Corn trade between the European Union (EU) and the United States has undergone substantial changes over the past decade. EU Reforms of the Common Agricultural Policy (CAP), beginning with the Mac Sharry Reforms of 1992 and continuing with the Agenda 2000 Reforms, were directed at bringing EU agricultural policy into compliance with World Trade Organization (WTO) provisions. These reforms have brought about considerable changes in the market structure in corn trade. However, while trade has been facilitated by decoupling payments and removing levies and tariffs on imported corn, EU’s Sanitary and Phytosanitary (SPS) measures have negated some of the progress in trade between EU countries and the United States.
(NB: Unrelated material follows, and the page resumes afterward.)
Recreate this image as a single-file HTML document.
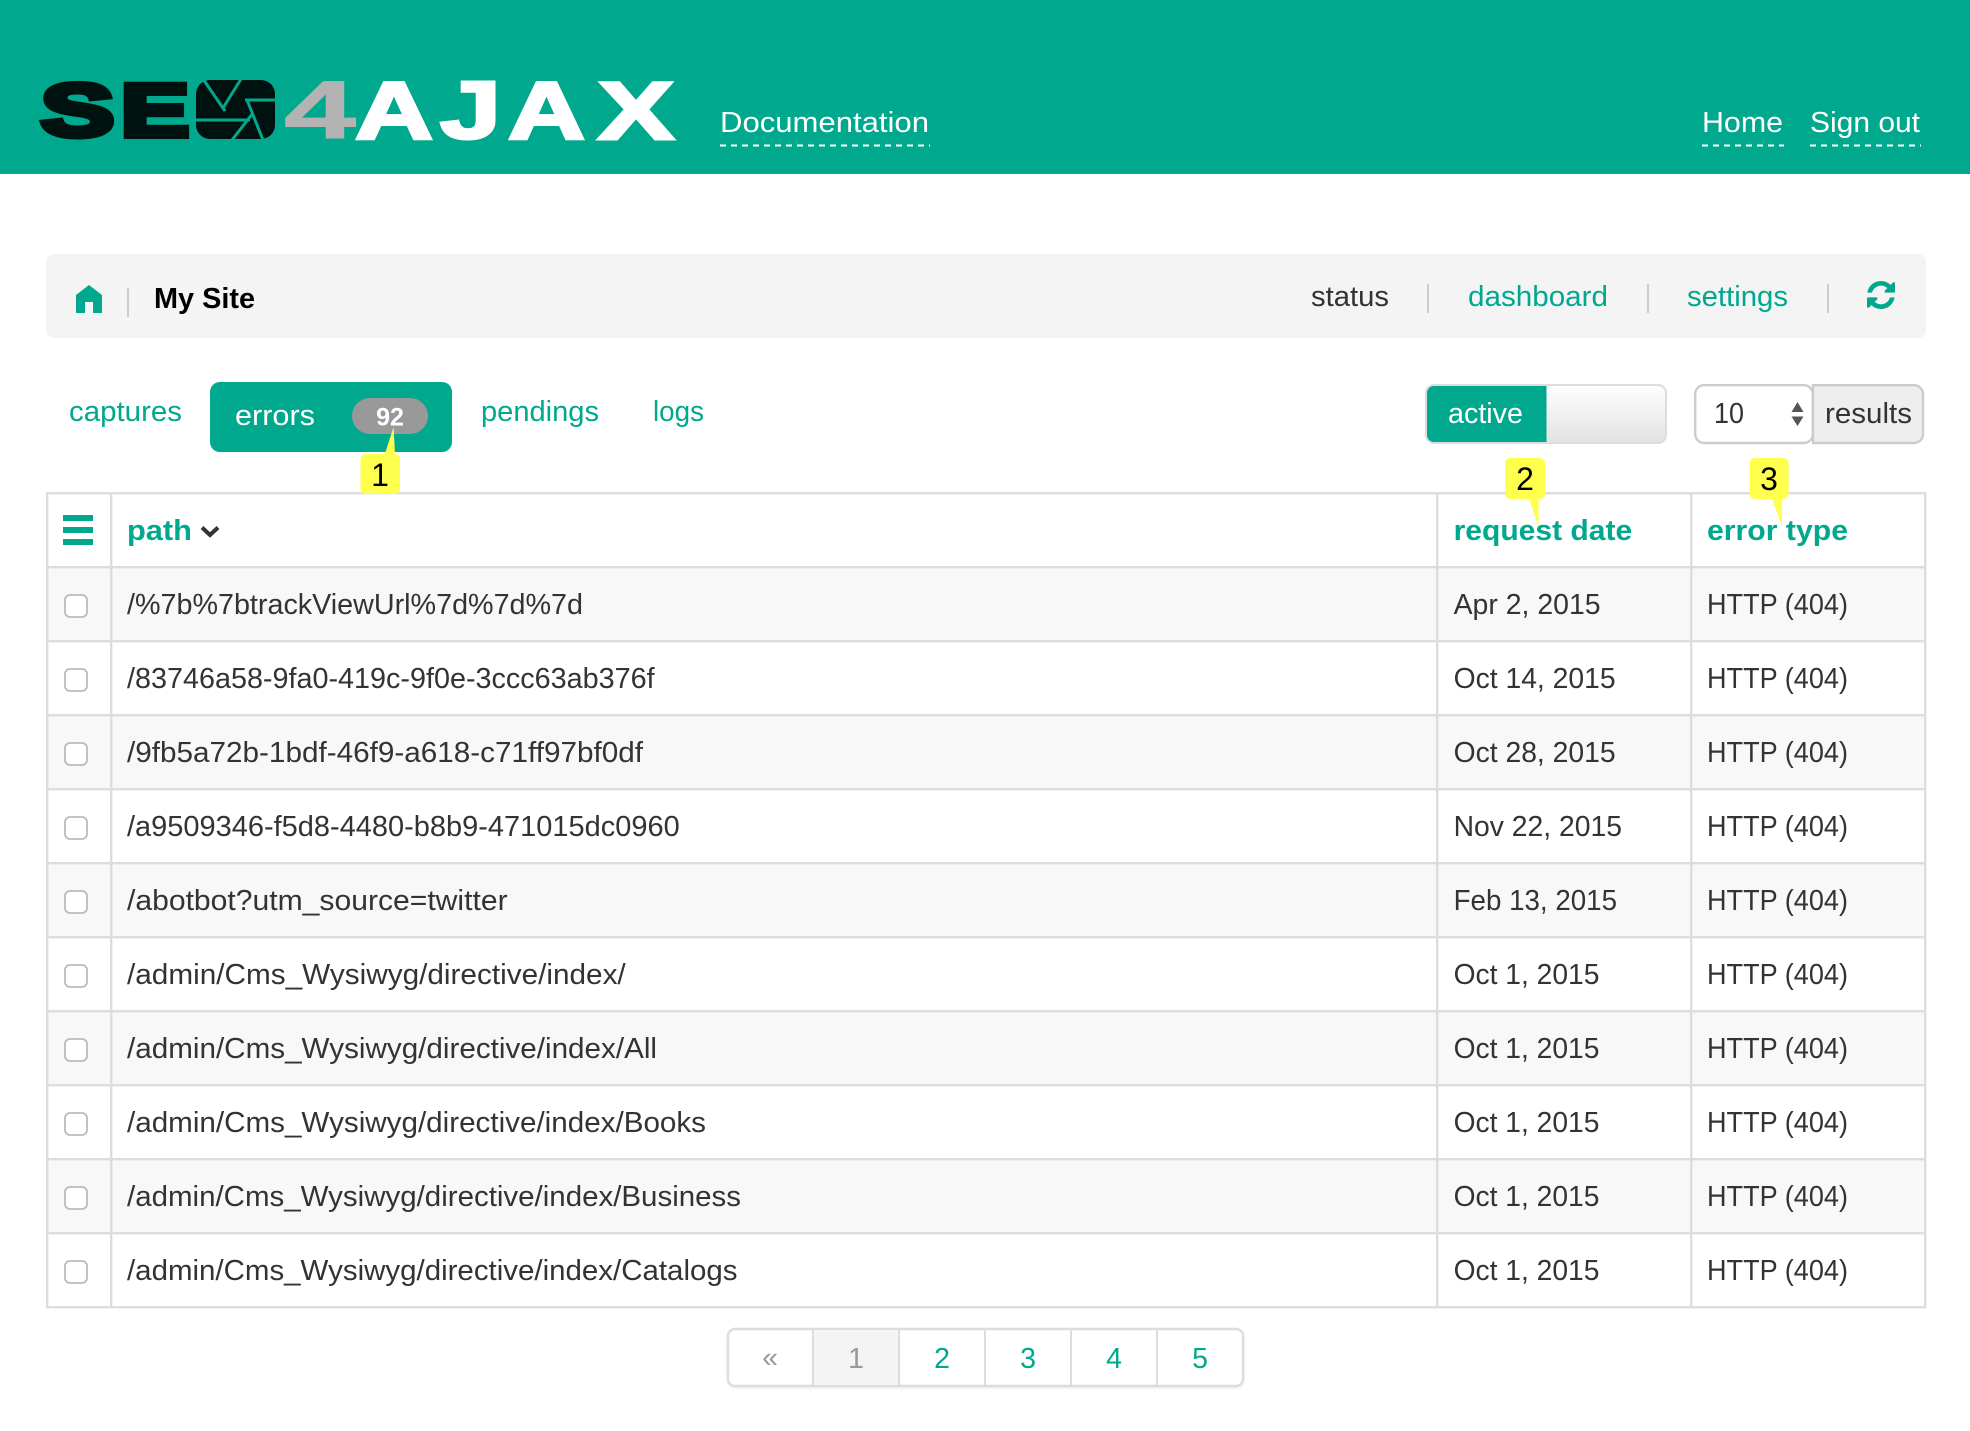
<!DOCTYPE html>
<html lang="en">
<head>
<meta charset="utf-8">
<title>SEO4AJAX - My Site errors</title>
<style>
html,body{margin:0;padding:0;background:#fff;width:1970px;height:1431px;overflow:hidden}
svg{display:block}
text{font-family:"Liberation Sans",sans-serif;font-size:28.5px;fill:#333}
.t{fill:#00a88e}
.w{fill:#fff}
.b{font-weight:bold}
.l{font-weight:bold;font-size:82px;stroke-linejoin:miter}
.num{fill:#000;font-size:32px}
</style>
</head>
<body>
<svg width="1970" height="1431" viewBox="0 0 1970 1431" xmlns="http://www.w3.org/2000/svg">
<rect width="1970" height="174" fill="#00a88e"/>

<!-- logo -->
<g class="logo">
<text class="l" x="41" y="136" textLength="73" lengthAdjust="spacingAndGlyphs" style="font-size:74px;fill:#00120f;stroke:#00120f;stroke-width:6">S</text>
<text class="l" x="121" y="136" textLength="68" lengthAdjust="spacingAndGlyphs" style="font-size:74px;fill:#00120f;stroke:#00120f;stroke-width:6">E</text>
<text class="l" x="198" y="136" textLength="75" lengthAdjust="spacingAndGlyphs" style="font-size:74px;fill:#00120f;stroke:#00120f;stroke-width:2">O</text>
<rect x="196" y="80" width="79" height="59" rx="14" fill="#00120f"/>
<path d="M203 79L225 111M241 79L223 108M245 100H276M195 120H250M232 140L253 113M263 140L247 100" stroke="#00a88e" stroke-width="3" fill="none"/>
<text class="l" x="284" y="138" textLength="72" lengthAdjust="spacingAndGlyphs" style="fill:#b3b3b3;stroke:#b3b3b3;stroke-width:1">4</text>
<text class="l" x="355" y="139" textLength="78" lengthAdjust="spacingAndGlyphs" style="fill:#fff;stroke:#fff;stroke-width:3">A</text>
<text class="l" x="440" y="138" textLength="61" lengthAdjust="spacingAndGlyphs" style="fill:#fff;stroke:#fff;stroke-width:3">J</text>
<text class="l" x="508" y="139" textLength="77" lengthAdjust="spacingAndGlyphs" style="fill:#fff;stroke:#fff;stroke-width:3">A</text>
<text class="l" x="598" y="139" textLength="76" lengthAdjust="spacingAndGlyphs" style="fill:#fff;stroke:#fff;stroke-width:3">X</text>
</g>

<!-- header nav -->
<text class="w" x="720" y="132" textLength="209" lengthAdjust="spacingAndGlyphs">Documentation</text>
<text class="w" x="1702" y="132" textLength="81" lengthAdjust="spacingAndGlyphs">Home</text>
<text class="w" x="1810" y="132" textLength="110" lengthAdjust="spacingAndGlyphs">Sign out</text>
<path d="M720 145.500H930M1702 145.500H1784M1810 145.500H1921" stroke="#fff" stroke-width="2" stroke-dasharray="6 5" fill="none"/>

<!-- breadcrumb panel -->
<rect x="46" y="254" width="1880" height="84" rx="8" fill="#f4f4f4"/>
<path d="M89 285 L102 295 V313 H93 V302 H85 V313 H76 V295 Z" fill="#00a88e"/>
<rect x="127" y="288" width="2" height="29" fill="#ccc"/>
<text class="b" x="154" y="308" style="fill:#000" textLength="101" lengthAdjust="spacingAndGlyphs">My Site</text>
<text x="1311" y="306" textLength="78" lengthAdjust="spacingAndGlyphs">status</text>
<rect x="1427" y="284" width="2" height="29" fill="#ccc"/>
<text class="t" x="1468" y="306" textLength="140" lengthAdjust="spacingAndGlyphs">dashboard</text>
<rect x="1647" y="284" width="2" height="29" fill="#ccc"/>
<text class="t" x="1687" y="306" textLength="101" lengthAdjust="spacingAndGlyphs">settings</text>
<rect x="1827" y="284" width="2" height="29" fill="#ccc"/>
<path transform="translate(1864.67 278.67) scale(0.01823)" fill="#00a88e" d="M1639 1056q0 5-1 7-64 268-268 434.5t-478 166.5q-146 0-282.5-55t-243.5-157l-129 129q-19 19-45 19t-45-19-19-45v-448q0-26 19-45t45-19h448q26 0 45 19t19 45-19 45l-137 137q71 66 161 102t187 36q134 0 250-65t186-179q11-17 53-117 8-23 30-23h192q13 0 22.5 9.5t9.5 22.5zm25-800v448q0 26-19 45t-45 19h-448q-26 0-45-19t-19-45 19-45l138-138q-148-137-349-137-134 0-250 65t-186 179q-11 17-53 117-8 23-30 23h-199q-13 0-22.5-9.5t-9.5-22.5v-7q65-268 270-434.5t480-166.5q146 0 284 55.5t245 156.5l130-129q19-19 45-19t45 19 19 45z"/>

<!-- tabs -->
<text class="t" x="69" y="421" textLength="113" lengthAdjust="spacingAndGlyphs">captures</text>
<rect x="210" y="382" width="242" height="70" rx="10" fill="#00a88e"/>
<text class="w" x="235" y="425" textLength="80" lengthAdjust="spacingAndGlyphs">errors</text>
<rect x="352" y="398" width="76" height="36" rx="18" fill="#999"/>
<text class="w b" x="390" y="425.500" text-anchor="middle" style="font-size:25px">92</text>
<text class="t" x="481" y="421" textLength="118" lengthAdjust="spacingAndGlyphs">pendings</text>
<text class="t" x="653" y="421" textLength="51" lengthAdjust="spacingAndGlyphs">logs</text>

<!-- active switch -->
<defs>
<linearGradient id="g" x1="0" y1="0" x2="0" y2="1"><stop offset="0" stop-color="#fff"/><stop offset="1" stop-color="#e2e2e2"/></linearGradient>
</defs>
<rect x="1426" y="385" width="240" height="58" rx="8" fill="url(#g)" stroke="#ddd" stroke-width="2"/>
<path d="M1546.500 386H1434a7 7 0 0 0-7 7v42a7 7 0 0 0 7 7h112.500z" fill="#00a88e"/>
<text class="w" x="1448" y="423" textLength="75" lengthAdjust="spacingAndGlyphs">active</text>

<!-- results select -->
<path d="M1813 385.200H1914a9 9 0 0 1 9 9V434a9 9 0 0 1-9 9H1813z" fill="#eee" stroke="#ccc" stroke-width="2.400"/>
<rect x="1695.200" y="385.200" width="117.600" height="57.800" rx="9" fill="#fff" stroke="#ccc" stroke-width="2.400"/>
<text x="1714" y="423" textLength="30" lengthAdjust="spacingAndGlyphs">10</text>
<path d="M1797.500 402l6 10h-12zM1797.500 426l6-9.500h-12z" fill="#555"/>
<text x="1825" y="423" textLength="87" lengthAdjust="spacingAndGlyphs">results</text>

<!-- table -->
<rect x="47" y="567" width="1878" height="74" fill="#f8f8f8"/>
<rect x="47" y="715" width="1878" height="74" fill="#f8f8f8"/>
<rect x="47" y="863" width="1878" height="74" fill="#f8f8f8"/>
<rect x="47" y="1011" width="1878" height="74" fill="#f8f8f8"/>
<rect x="47" y="1159" width="1878" height="74" fill="#f8f8f8"/>
<g fill="#ddd">
<rect x="46" y="492" width="1880" height="2.400"/>
<rect x="46" y="566" width="1880" height="2.400"/>
<rect x="46" y="640" width="1880" height="2.400"/>
<rect x="46" y="714" width="1880" height="2.400"/>
<rect x="46" y="788" width="1880" height="2.400"/>
<rect x="46" y="862" width="1880" height="2.400"/>
<rect x="46" y="936" width="1880" height="2.400"/>
<rect x="46" y="1010" width="1880" height="2.400"/>
<rect x="46" y="1084" width="1880" height="2.400"/>
<rect x="46" y="1158" width="1880" height="2.400"/>
<rect x="46" y="1232" width="1880" height="2.400"/>
<rect x="46" y="1306" width="1880" height="2.400"/>
<rect x="46" y="492" width="2.400" height="815"/>
<rect x="110" y="492" width="2.400" height="815"/>
<rect x="1436" y="492" width="2.400" height="815"/>
<rect x="1690" y="492" width="2.400" height="815"/>
<rect x="1924" y="492" width="2.400" height="815"/>
</g>

<g fill="#00a88e"><rect x="63" y="515" width="30" height="6"/><rect x="63" y="527" width="30" height="6"/><rect x="63" y="539" width="30" height="6"/></g>
<text class="t b" x="127" y="540" textLength="65" lengthAdjust="spacingAndGlyphs">path</text>
<path d="M202 527.500l8 7.500 8-7.500" fill="none" stroke="#333" stroke-width="4"/>
<text class="t b" x="1453.600" y="540" textLength="178.600" lengthAdjust="spacingAndGlyphs">request date</text>
<text class="t b" x="1707" y="540" textLength="141" lengthAdjust="spacingAndGlyphs">error type</text>

<g fill="#fff" stroke="#bbb" stroke-width="1.800">
<rect x="65" y="595" width="22" height="22" rx="5"/>
<rect x="65" y="669" width="22" height="22" rx="5"/>
<rect x="65" y="743" width="22" height="22" rx="5"/>
<rect x="65" y="817" width="22" height="22" rx="5"/>
<rect x="65" y="891" width="22" height="22" rx="5"/>
<rect x="65" y="965" width="22" height="22" rx="5"/>
<rect x="65" y="1039" width="22" height="22" rx="5"/>
<rect x="65" y="1113" width="22" height="22" rx="5"/>
<rect x="65" y="1187" width="22" height="22" rx="5"/>
<rect x="65" y="1261" width="22" height="22" rx="5"/>
</g>

<text x="127" y="614" textLength="456" lengthAdjust="spacingAndGlyphs">/%7b%7btrackViewUrl%7d%7d%7d</text>
<text x="1453.600" y="614" textLength="147" lengthAdjust="spacingAndGlyphs">Apr 2, 2015</text>
<text x="1707" y="614" textLength="141" lengthAdjust="spacingAndGlyphs">HTTP (404)</text>

<text x="127" y="688" textLength="527.600" lengthAdjust="spacingAndGlyphs">/83746a58-9fa0-419c-9f0e-3ccc63ab376f</text>
<text x="1453.600" y="688" textLength="162" lengthAdjust="spacingAndGlyphs">Oct 14, 2015</text>
<text x="1707" y="688" textLength="141" lengthAdjust="spacingAndGlyphs">HTTP (404)</text>

<text x="127" y="762" textLength="516" lengthAdjust="spacingAndGlyphs">/9fb5a72b-1bdf-46f9-a618-c71ff97bf0df</text>
<text x="1453.600" y="762" textLength="162" lengthAdjust="spacingAndGlyphs">Oct 28, 2015</text>
<text x="1707" y="762" textLength="141" lengthAdjust="spacingAndGlyphs">HTTP (404)</text>

<text x="127" y="836" textLength="552.700" lengthAdjust="spacingAndGlyphs">/a9509346-f5d8-4480-b8b9-471015dc0960</text>
<text x="1453.600" y="836" textLength="168.400" lengthAdjust="spacingAndGlyphs">Nov 22, 2015</text>
<text x="1707" y="836" textLength="141" lengthAdjust="spacingAndGlyphs">HTTP (404)</text>

<text x="127" y="910" textLength="380.600" lengthAdjust="spacingAndGlyphs">/abotbot?utm_source=twitter</text>
<text x="1453.600" y="910" textLength="163.400" lengthAdjust="spacingAndGlyphs">Feb 13, 2015</text>
<text x="1707" y="910" textLength="141" lengthAdjust="spacingAndGlyphs">HTTP (404)</text>

<text x="127" y="984" textLength="498.700" lengthAdjust="spacingAndGlyphs">/admin/Cms_Wysiwyg/directive/index/</text>
<text x="1453.600" y="984" textLength="145.800" lengthAdjust="spacingAndGlyphs">Oct 1, 2015</text>
<text x="1707" y="984" textLength="141" lengthAdjust="spacingAndGlyphs">HTTP (404)</text>

<text x="127" y="1058" textLength="530" lengthAdjust="spacingAndGlyphs">/admin/Cms_Wysiwyg/directive/index/All</text>
<text x="1453.600" y="1058" textLength="145.800" lengthAdjust="spacingAndGlyphs">Oct 1, 2015</text>
<text x="1707" y="1058" textLength="141" lengthAdjust="spacingAndGlyphs">HTTP (404)</text>

<text x="127" y="1132" textLength="579" lengthAdjust="spacingAndGlyphs">/admin/Cms_Wysiwyg/directive/index/Books</text>
<text x="1453.600" y="1132" textLength="145.800" lengthAdjust="spacingAndGlyphs">Oct 1, 2015</text>
<text x="1707" y="1132" textLength="141" lengthAdjust="spacingAndGlyphs">HTTP (404)</text>

<text x="127" y="1206" textLength="614" lengthAdjust="spacingAndGlyphs">/admin/Cms_Wysiwyg/directive/index/Business</text>
<text x="1453.600" y="1206" textLength="145.800" lengthAdjust="spacingAndGlyphs">Oct 1, 2015</text>
<text x="1707" y="1206" textLength="141" lengthAdjust="spacingAndGlyphs">HTTP (404)</text>

<text x="127" y="1280" textLength="610.500" lengthAdjust="spacingAndGlyphs">/admin/Cms_Wysiwyg/directive/index/Catalogs</text>
<text x="1453.600" y="1280" textLength="145.800" lengthAdjust="spacingAndGlyphs">Oct 1, 2015</text>
<text x="1707" y="1280" textLength="141" lengthAdjust="spacingAndGlyphs">HTTP (404)</text>

<!-- pagination -->
<rect x="728" y="1329" width="515" height="57" rx="7" fill="#fff" stroke="#ddd" stroke-width="2.400" style="filter:drop-shadow(0 1px 1px rgba(0,0,0,.08))"/>
<rect x="813" y="1330" width="86" height="55" fill="#f4f4f4"/>
<g fill="#ddd"><rect x="812" y="1329" width="2" height="57"/><rect x="898" y="1329" width="2" height="57"/><rect x="984" y="1329" width="2" height="57"/><rect x="1070" y="1329" width="2" height="57"/><rect x="1156" y="1329" width="2" height="57"/></g>
<text x="770" y="1367" text-anchor="middle" style="fill:#999">«</text>
<text x="856" y="1368" text-anchor="middle" style="fill:#999">1</text>
<text class="t" x="942" y="1368" text-anchor="middle">2</text>
<text class="t" x="1028" y="1368" text-anchor="middle">3</text>
<text class="t" x="1114" y="1368" text-anchor="middle">4</text>
<text class="t" x="1200" y="1368" text-anchor="middle">5</text>

<!-- callouts -->
<g fill="#ffff4d">
<path d="M384.500 455L393.600 427 395 455z"/>
<rect x="360.500" y="454" width="39.500" height="40" rx="5"/>
<path d="M1529 498L1538.500 527 1538.500 498z"/>
<rect x="1505" y="458" width="40" height="41" rx="5"/>
<path d="M1772 498L1782 527 1782 498z"/>
<rect x="1749.600" y="458" width="39" height="41" rx="5"/>
</g>
<text class="num" x="380" y="486" text-anchor="middle">1</text>
<text class="num" x="1525" y="490" text-anchor="middle">2</text>
<text class="num" x="1769" y="490" text-anchor="middle">3</text>
</svg>
</body>
</html>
Technical Barriers to Trade (TBT), in the form of SPS measures, have progressively replaced traditional tariff and non-tariff trade barriers while allowing the EU to remain in compliance with WTO regulations. The absence of recognizing equivalency in production procedures has created a further decline in corn trade accounting for over $300 million loss annually to U.S. corn exports since 1997 (Weyerbrock and Xia 2000). Using data obtained from the USDA and EUROSTAT, we develop a three stage simultaneous equation model to estimate the economic impact of TBTs on EU-U.S. bilateral corn trade for specific EU countries. Further, welfare effects for producers and consumers in EU countries are also estimated.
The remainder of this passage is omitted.